Byline: Endlessly listenable experimental jazz
For: Him, P;ano, Lil Slugger
The elevator opens into a penthouse overlooking the city at night. A young woman in a sparkling red dress steps out and views the expanse. Eventually, her gaze lands on the back of a mans head as he sits in an black leather sectional with his back towards the elveator's door. He is dressed in a black suit, his bare shin is visible just above the sockline. His fingers are slightly tapping his drink as his head bobs and sways to a slinky piano piece on the stereo. A muted trumpet solo begins, its notes flourish and then diminish as a buried drum set keeps the time with lazy brush strokes and an occasional top hat ring. As the trumpet solo bows out the tempo picks up and the piano and the drums reach a restrained climax. He raises his head in exultation from a result of the exuberance of the music and the booze now sloshing out of his glass. He hears a voice behind him, "hello", says the woman in the red dress. "I'm sorry, I just sort of let myself in..."
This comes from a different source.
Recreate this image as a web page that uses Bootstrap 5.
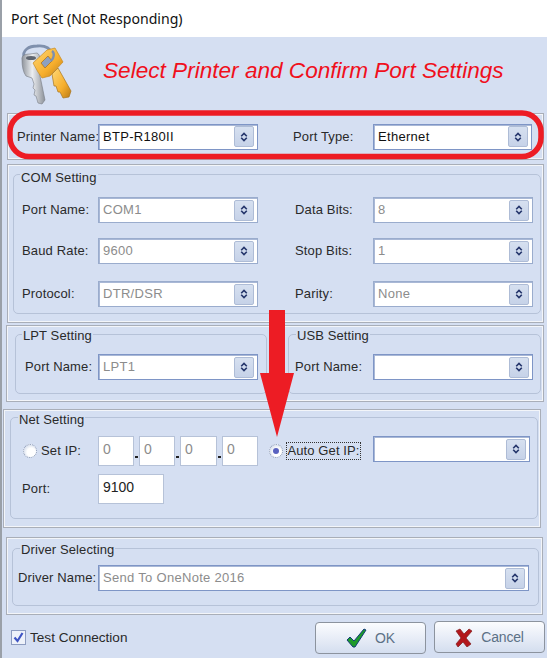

This moment brought to you by "Green Bushes", the first track off Kill and Eat's album "Green Bushes". Sans artwork, I thought I would bring you into the world that Kill and Eat's late night jazz brought me into. Kill and Eat make the kind of restrained brilliance that either inspire trances or brilliant movie scenes (see above). An expansive and tuneful three tracks that recall the breezy nonchalance of p;ano with the same shapeshifting ambiance of Brian Eno. A true listening pleasure perfect for doing aforementioned swanky activities or completely zoning out, getting lost in warm, fuzzy repetition. Tres Sexy.